■ **To do**: State the number of lines in these records holding "Rebuild". Say nothing more.

■ **Dataset rows**:
********************

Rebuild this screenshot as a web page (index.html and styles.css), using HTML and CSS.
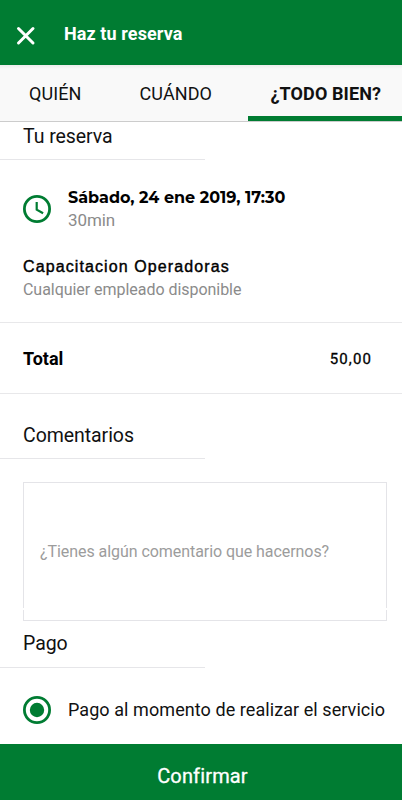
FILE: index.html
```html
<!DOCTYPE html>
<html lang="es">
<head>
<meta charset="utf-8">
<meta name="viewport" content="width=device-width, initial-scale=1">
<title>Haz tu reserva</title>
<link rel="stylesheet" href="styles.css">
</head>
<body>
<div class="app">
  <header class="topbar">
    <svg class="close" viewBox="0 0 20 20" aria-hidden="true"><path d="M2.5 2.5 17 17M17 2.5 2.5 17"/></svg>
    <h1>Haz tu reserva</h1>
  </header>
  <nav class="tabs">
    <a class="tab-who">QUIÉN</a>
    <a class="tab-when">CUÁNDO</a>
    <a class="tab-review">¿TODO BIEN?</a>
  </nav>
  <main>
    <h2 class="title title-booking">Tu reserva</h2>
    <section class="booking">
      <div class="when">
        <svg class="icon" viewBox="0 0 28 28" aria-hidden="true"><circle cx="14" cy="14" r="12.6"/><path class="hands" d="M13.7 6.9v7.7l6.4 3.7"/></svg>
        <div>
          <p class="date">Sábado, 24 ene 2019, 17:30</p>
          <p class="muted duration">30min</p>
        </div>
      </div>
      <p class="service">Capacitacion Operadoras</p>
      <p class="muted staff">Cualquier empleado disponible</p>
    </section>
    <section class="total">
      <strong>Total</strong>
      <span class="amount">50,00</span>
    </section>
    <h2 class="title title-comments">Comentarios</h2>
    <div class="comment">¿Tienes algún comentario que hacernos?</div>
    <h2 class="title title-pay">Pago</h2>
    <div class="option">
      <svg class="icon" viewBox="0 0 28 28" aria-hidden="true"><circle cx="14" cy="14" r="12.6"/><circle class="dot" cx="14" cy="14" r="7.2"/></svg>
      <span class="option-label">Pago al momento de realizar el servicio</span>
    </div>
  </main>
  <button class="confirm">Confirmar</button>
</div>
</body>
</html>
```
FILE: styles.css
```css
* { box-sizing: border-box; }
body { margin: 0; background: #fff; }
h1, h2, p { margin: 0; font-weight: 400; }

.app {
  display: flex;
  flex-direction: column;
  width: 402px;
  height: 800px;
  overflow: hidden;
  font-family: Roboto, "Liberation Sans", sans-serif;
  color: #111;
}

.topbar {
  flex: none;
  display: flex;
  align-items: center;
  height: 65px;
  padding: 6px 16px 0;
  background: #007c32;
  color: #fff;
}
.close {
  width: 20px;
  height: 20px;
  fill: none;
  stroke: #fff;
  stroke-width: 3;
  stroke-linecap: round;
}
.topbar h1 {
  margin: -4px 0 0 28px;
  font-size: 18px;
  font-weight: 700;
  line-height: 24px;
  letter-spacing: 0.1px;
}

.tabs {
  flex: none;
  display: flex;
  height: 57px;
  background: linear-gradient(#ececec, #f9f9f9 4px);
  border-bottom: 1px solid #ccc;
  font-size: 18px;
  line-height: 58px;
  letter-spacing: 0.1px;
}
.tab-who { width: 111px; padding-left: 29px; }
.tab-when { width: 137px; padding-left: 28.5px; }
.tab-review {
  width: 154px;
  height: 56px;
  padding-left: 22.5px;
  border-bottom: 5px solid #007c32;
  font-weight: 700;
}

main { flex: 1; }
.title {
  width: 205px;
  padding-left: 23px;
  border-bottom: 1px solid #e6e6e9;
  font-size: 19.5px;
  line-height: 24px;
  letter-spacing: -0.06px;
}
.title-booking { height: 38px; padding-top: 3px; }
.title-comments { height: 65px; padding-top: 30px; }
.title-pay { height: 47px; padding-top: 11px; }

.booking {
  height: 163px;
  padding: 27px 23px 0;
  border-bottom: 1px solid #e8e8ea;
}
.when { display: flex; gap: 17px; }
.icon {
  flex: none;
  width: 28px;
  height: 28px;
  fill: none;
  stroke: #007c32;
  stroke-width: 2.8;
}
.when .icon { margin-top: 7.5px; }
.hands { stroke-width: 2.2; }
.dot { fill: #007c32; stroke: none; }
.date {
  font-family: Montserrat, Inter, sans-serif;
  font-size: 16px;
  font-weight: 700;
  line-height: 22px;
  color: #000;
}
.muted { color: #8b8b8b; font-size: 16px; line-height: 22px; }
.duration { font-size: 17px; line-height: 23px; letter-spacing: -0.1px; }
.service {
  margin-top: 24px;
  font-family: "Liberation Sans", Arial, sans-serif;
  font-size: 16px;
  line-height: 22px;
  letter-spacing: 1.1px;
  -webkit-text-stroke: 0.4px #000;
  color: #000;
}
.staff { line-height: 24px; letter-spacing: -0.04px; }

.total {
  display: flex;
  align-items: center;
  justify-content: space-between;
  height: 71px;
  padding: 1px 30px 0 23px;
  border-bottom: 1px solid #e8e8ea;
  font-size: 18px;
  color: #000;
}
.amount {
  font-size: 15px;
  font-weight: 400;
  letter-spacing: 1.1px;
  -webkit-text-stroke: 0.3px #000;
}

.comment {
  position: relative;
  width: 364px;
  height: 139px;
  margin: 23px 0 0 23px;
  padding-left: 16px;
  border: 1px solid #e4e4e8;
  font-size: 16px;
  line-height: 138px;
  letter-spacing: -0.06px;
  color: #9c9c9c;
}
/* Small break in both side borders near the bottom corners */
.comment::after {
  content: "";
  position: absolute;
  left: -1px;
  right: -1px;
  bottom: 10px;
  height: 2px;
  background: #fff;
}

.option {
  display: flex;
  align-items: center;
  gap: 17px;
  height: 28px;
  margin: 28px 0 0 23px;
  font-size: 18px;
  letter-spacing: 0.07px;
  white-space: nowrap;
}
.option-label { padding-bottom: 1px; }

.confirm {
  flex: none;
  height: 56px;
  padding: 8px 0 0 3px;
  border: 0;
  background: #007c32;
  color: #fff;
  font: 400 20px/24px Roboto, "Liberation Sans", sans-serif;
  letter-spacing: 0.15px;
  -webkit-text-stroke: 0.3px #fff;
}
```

********************

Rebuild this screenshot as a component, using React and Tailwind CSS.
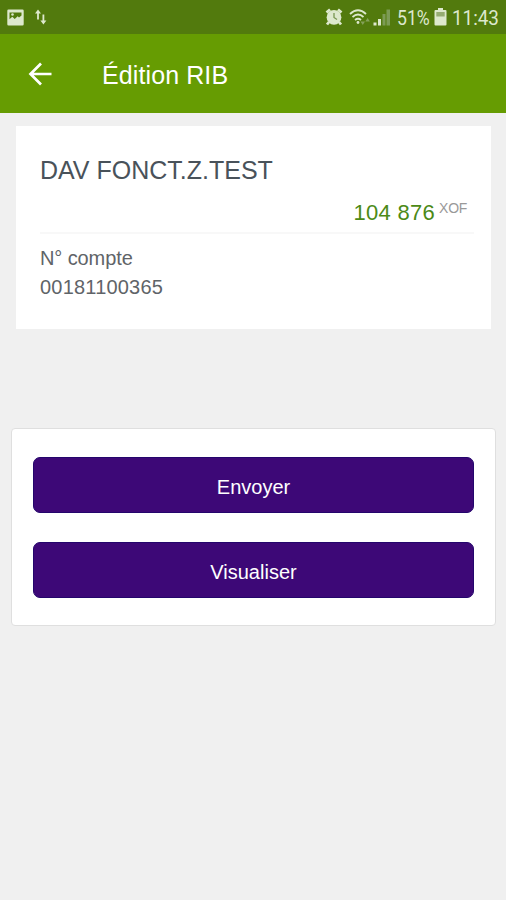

********************

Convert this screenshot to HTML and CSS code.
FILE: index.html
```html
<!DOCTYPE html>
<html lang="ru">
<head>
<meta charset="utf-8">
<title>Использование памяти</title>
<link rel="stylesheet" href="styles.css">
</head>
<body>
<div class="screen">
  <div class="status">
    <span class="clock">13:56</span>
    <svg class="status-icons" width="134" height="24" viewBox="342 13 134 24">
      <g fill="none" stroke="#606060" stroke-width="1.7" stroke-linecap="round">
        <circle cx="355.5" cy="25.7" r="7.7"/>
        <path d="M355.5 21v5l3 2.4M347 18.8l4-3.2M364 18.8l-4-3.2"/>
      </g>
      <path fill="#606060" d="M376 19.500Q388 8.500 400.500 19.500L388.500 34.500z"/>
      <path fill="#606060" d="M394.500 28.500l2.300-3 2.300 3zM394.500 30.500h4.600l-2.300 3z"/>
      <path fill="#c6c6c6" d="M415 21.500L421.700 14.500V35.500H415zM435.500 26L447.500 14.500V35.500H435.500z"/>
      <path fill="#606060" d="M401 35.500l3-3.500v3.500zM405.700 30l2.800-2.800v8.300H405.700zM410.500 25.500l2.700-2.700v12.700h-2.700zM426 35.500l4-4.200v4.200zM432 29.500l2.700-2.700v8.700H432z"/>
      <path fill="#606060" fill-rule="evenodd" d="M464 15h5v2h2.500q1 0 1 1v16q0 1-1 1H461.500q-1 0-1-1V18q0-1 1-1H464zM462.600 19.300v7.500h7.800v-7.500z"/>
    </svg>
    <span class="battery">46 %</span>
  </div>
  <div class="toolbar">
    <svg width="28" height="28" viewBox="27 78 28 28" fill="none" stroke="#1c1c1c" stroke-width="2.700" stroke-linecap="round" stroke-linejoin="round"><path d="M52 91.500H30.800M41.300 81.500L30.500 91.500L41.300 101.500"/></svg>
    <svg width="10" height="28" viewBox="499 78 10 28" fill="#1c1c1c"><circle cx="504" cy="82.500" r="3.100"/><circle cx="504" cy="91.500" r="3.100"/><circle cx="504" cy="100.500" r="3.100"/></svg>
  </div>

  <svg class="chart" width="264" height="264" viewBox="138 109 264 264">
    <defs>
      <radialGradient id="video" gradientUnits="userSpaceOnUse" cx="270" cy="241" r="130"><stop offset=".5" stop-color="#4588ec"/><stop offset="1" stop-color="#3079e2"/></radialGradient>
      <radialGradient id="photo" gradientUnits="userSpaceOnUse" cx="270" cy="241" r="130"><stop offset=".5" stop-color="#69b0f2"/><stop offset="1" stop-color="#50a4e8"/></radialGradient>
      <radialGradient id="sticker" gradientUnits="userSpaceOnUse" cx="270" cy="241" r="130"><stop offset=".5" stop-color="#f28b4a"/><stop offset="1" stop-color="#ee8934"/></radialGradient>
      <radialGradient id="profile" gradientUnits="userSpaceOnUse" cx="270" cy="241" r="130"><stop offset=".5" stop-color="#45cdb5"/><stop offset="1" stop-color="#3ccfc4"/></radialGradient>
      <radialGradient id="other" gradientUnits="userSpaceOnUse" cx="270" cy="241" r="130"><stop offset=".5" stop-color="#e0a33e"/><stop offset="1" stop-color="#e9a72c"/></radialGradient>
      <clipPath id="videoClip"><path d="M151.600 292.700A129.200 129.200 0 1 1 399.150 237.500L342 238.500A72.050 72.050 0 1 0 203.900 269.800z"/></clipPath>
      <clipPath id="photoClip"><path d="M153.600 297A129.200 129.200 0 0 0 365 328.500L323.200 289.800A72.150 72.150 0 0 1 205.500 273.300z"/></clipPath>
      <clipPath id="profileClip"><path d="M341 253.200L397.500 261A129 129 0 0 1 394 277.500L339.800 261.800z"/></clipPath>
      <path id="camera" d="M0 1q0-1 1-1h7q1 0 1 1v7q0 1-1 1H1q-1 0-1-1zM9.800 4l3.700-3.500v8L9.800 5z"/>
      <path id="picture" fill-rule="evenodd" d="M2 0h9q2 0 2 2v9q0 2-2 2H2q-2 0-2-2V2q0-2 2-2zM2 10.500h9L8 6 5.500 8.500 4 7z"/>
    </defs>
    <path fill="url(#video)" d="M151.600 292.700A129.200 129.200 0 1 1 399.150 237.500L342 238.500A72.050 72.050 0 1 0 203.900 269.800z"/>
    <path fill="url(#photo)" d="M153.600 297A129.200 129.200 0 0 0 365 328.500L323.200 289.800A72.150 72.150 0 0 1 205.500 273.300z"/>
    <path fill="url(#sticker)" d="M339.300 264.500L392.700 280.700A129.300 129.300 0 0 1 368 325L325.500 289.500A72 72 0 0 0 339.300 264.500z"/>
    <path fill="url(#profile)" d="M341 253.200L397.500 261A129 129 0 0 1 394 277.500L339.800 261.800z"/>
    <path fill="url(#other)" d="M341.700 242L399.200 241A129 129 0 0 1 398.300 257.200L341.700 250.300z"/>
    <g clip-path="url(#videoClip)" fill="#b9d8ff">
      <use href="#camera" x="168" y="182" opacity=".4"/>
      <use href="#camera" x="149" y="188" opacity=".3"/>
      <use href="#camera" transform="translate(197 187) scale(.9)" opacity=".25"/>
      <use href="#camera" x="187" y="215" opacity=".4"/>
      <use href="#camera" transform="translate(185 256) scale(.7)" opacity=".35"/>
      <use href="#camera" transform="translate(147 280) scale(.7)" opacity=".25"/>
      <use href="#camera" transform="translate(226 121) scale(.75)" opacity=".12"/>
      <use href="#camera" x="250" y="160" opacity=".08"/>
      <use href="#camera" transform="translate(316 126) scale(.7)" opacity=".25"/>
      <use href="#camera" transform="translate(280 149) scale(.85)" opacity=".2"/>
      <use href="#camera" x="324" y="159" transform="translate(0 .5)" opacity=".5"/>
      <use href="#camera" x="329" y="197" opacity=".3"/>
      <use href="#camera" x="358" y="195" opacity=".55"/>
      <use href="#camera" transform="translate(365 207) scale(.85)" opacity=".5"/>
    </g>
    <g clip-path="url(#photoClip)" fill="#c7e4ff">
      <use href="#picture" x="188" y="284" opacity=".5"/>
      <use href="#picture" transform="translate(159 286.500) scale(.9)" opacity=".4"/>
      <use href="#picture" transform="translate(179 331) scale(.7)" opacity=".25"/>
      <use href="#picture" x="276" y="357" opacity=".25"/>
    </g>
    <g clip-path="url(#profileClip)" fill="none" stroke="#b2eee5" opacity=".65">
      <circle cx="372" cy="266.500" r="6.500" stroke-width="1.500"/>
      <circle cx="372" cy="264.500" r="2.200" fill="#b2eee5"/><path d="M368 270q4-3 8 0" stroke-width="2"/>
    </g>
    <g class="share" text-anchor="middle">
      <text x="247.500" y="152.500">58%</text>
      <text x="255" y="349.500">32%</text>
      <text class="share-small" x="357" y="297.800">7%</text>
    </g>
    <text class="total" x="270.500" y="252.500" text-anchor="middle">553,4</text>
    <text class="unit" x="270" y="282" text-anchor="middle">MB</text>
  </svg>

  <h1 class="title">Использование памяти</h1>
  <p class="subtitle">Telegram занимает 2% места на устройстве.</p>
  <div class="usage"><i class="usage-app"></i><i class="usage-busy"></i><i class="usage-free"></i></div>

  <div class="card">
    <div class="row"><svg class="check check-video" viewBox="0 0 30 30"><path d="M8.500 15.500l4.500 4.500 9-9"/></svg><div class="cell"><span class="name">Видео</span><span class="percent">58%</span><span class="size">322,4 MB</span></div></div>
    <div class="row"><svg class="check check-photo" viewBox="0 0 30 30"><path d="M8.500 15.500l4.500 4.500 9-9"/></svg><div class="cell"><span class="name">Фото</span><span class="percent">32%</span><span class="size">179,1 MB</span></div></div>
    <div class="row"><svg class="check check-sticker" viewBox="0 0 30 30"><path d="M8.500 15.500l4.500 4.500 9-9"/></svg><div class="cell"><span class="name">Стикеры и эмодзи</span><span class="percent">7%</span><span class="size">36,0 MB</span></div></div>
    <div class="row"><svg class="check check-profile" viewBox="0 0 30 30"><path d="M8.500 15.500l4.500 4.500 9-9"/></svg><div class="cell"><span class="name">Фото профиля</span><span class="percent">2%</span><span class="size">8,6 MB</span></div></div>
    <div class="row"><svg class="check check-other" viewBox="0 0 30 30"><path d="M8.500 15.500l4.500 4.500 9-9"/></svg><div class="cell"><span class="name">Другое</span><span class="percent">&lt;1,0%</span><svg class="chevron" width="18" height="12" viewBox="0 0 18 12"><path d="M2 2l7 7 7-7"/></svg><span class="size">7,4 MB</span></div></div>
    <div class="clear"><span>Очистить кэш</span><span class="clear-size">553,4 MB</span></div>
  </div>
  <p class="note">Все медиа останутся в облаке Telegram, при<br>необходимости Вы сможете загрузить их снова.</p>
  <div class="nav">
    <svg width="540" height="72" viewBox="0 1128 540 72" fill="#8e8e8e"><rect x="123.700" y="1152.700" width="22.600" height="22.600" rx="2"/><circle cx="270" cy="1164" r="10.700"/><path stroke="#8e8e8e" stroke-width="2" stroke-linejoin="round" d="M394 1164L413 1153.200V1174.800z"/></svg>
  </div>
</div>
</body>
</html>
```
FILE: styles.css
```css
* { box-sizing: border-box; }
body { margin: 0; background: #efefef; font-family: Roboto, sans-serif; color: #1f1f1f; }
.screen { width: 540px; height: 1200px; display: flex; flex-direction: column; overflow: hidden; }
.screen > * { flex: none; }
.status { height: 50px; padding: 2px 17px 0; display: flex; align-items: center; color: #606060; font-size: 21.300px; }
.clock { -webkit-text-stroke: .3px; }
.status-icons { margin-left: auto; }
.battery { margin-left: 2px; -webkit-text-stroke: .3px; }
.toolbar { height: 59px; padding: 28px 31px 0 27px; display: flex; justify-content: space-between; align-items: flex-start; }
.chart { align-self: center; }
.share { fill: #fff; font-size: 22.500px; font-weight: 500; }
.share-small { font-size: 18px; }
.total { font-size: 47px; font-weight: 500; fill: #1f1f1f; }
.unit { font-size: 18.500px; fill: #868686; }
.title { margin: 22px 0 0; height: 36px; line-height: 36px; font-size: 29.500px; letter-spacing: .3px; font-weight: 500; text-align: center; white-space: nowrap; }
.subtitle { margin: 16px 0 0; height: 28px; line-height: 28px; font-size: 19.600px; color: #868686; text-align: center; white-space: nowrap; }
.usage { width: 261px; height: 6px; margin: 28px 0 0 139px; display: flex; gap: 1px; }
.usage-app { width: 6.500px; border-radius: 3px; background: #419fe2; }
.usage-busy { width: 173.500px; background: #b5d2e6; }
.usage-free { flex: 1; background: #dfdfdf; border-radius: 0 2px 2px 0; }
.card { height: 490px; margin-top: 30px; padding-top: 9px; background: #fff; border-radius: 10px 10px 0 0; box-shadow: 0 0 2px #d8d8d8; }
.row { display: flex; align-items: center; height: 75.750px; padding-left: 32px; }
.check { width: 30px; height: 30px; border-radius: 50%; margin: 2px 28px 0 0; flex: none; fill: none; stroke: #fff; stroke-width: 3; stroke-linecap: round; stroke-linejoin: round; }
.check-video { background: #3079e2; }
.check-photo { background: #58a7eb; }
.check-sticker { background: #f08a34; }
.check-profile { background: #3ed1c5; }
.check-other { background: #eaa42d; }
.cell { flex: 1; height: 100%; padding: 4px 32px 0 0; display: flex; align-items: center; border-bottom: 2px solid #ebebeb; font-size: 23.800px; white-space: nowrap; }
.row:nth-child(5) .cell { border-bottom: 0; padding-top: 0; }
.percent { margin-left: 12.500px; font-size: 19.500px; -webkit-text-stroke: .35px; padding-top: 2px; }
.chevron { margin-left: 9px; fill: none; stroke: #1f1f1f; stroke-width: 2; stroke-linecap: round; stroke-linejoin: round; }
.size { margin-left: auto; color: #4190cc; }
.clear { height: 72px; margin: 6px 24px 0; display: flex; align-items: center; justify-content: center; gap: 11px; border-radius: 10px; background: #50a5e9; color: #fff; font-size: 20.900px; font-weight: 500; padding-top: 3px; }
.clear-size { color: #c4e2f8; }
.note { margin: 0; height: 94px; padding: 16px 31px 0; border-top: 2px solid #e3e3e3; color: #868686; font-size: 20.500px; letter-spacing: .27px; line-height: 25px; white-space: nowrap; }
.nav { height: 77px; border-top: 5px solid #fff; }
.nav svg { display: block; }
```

********************

■ **Exercise answer**: 2